__Extracted data__:
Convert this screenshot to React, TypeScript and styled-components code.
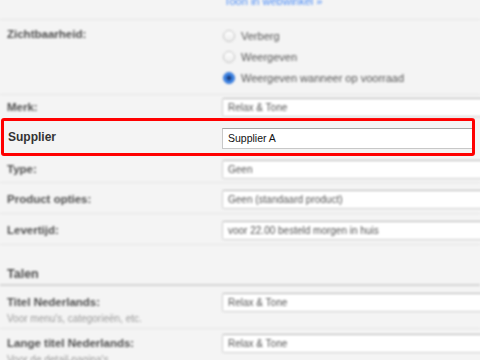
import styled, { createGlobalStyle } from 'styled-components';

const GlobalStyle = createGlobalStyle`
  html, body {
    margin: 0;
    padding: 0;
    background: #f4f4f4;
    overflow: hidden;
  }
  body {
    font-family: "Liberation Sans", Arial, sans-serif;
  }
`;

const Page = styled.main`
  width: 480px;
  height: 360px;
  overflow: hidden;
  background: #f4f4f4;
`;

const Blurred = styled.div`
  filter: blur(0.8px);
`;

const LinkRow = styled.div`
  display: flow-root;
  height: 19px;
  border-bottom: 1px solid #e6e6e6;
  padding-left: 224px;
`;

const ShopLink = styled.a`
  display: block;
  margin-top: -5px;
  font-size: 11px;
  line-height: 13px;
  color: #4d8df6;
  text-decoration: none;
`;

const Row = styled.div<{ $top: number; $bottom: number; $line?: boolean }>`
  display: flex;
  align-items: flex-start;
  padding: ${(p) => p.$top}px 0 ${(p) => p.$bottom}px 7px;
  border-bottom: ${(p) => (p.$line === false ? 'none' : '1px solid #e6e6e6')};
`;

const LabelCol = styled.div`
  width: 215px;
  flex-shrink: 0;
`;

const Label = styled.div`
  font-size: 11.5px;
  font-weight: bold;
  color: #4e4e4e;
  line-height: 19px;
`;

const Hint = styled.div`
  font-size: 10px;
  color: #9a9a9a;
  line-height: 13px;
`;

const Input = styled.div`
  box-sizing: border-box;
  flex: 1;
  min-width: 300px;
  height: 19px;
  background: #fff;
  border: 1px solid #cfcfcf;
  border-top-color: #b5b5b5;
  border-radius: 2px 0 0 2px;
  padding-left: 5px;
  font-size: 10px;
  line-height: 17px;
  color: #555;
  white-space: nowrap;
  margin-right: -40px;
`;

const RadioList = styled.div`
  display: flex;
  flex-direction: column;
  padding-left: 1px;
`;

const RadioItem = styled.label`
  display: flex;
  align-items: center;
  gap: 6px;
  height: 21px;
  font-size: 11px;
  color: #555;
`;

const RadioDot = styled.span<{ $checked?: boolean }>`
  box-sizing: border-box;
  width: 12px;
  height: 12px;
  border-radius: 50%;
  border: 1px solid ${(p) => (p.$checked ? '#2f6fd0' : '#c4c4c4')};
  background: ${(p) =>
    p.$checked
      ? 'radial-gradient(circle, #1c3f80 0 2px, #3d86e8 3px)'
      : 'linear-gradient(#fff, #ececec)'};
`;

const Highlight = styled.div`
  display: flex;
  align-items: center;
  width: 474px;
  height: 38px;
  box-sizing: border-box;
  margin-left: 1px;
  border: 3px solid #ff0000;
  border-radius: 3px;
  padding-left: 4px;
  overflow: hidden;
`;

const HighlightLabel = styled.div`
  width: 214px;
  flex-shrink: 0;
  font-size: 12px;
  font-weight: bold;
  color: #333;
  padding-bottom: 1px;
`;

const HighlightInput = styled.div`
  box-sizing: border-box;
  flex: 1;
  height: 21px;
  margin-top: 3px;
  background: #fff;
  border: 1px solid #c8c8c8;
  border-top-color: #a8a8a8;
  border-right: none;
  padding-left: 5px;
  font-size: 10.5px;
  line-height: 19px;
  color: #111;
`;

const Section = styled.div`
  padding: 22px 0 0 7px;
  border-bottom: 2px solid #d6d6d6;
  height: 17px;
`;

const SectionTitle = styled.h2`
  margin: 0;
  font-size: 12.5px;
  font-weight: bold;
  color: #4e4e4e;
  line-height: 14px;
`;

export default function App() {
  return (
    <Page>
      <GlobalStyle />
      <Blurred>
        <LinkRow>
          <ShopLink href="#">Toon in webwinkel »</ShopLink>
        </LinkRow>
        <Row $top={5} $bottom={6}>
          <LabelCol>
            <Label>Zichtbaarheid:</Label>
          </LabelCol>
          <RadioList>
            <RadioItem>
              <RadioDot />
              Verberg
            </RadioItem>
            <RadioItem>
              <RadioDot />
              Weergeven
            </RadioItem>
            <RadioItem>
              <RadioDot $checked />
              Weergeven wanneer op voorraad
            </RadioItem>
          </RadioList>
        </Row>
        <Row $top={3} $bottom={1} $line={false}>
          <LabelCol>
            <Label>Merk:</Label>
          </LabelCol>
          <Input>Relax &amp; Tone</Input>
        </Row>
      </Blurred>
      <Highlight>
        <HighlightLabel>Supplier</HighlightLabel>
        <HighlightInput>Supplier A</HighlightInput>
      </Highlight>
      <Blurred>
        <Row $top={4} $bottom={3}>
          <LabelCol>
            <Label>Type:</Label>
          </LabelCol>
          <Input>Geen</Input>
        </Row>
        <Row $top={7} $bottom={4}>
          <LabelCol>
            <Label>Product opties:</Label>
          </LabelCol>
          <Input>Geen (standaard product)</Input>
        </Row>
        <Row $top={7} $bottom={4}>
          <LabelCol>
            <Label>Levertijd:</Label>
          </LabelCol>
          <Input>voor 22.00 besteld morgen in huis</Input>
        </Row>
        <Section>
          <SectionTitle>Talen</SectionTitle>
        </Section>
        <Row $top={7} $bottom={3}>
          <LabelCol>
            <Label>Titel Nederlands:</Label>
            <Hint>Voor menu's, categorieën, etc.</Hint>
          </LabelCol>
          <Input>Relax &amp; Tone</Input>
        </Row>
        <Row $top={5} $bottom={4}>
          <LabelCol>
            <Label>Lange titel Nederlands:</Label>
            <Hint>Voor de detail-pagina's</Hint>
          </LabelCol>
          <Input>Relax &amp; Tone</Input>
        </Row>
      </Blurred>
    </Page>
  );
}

==

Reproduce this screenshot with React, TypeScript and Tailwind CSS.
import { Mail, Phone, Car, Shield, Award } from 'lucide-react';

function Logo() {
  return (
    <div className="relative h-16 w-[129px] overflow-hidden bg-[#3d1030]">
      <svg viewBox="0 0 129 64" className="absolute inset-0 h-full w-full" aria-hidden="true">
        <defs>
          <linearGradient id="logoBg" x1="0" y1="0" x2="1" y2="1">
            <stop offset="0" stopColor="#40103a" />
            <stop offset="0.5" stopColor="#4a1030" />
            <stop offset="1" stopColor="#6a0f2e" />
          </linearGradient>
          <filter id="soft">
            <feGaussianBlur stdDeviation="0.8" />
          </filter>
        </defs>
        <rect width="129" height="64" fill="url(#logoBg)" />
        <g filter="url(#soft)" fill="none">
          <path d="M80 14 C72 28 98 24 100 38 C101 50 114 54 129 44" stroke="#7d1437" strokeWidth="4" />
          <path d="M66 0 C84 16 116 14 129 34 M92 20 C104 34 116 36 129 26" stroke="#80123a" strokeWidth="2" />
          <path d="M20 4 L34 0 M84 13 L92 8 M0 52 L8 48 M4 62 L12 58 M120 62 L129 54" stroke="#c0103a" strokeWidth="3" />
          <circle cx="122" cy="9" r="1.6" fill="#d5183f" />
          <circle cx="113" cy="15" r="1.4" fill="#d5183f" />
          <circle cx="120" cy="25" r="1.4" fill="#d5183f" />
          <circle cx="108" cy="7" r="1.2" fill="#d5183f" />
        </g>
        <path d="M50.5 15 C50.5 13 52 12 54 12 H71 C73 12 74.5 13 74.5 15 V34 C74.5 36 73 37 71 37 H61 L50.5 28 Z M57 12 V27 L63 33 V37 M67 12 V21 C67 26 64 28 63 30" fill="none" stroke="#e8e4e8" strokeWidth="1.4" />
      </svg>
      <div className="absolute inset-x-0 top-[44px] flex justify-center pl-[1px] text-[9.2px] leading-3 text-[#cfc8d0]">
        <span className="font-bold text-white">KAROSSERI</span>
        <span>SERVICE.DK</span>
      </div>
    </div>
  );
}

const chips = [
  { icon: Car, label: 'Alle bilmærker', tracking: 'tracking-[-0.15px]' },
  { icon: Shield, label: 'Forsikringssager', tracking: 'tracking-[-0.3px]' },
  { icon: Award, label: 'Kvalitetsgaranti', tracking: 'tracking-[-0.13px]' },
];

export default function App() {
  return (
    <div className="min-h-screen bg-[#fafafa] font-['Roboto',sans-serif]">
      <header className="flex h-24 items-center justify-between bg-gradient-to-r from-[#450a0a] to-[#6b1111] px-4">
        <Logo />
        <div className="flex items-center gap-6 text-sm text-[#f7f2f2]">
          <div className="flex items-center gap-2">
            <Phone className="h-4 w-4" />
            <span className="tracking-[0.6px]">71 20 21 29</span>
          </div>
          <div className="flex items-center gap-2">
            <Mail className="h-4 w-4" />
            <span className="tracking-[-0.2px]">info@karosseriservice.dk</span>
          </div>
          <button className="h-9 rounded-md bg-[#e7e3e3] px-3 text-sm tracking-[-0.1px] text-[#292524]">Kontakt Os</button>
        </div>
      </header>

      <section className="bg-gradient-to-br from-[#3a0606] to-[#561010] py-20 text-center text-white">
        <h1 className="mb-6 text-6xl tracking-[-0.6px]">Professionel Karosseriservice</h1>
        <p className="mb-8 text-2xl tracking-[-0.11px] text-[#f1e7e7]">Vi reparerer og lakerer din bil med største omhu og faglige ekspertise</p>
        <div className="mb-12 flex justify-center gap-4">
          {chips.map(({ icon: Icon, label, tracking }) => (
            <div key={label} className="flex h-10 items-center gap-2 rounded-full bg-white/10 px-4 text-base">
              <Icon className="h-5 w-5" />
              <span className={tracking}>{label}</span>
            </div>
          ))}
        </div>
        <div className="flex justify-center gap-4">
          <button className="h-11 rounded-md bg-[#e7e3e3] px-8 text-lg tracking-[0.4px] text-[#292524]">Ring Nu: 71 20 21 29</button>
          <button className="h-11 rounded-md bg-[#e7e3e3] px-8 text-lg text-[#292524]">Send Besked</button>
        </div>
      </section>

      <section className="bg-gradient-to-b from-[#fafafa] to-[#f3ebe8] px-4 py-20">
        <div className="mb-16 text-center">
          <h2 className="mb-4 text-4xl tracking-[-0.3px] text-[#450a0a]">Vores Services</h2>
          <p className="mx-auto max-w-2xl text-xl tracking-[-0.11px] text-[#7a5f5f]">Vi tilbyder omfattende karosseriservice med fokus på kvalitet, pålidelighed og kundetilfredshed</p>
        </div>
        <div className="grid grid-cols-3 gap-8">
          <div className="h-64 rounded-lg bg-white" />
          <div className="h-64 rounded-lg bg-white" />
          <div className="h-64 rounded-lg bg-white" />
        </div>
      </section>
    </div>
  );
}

--

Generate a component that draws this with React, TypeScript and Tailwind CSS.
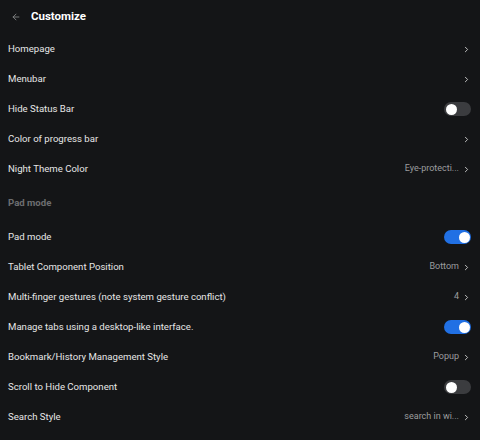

__Required work__:
Within the listing above, the range opens at the line with "Reproduce this screenshot" and closes at the line with "Car, Shield, Award". Reproduce exactly the lines of that range, including both ends.

__Response to this exercise__:
Reproduce this screenshot with React, TypeScript and Tailwind CSS.
import { Mail, Phone, Car, Shield, Award } from 'lucide-react';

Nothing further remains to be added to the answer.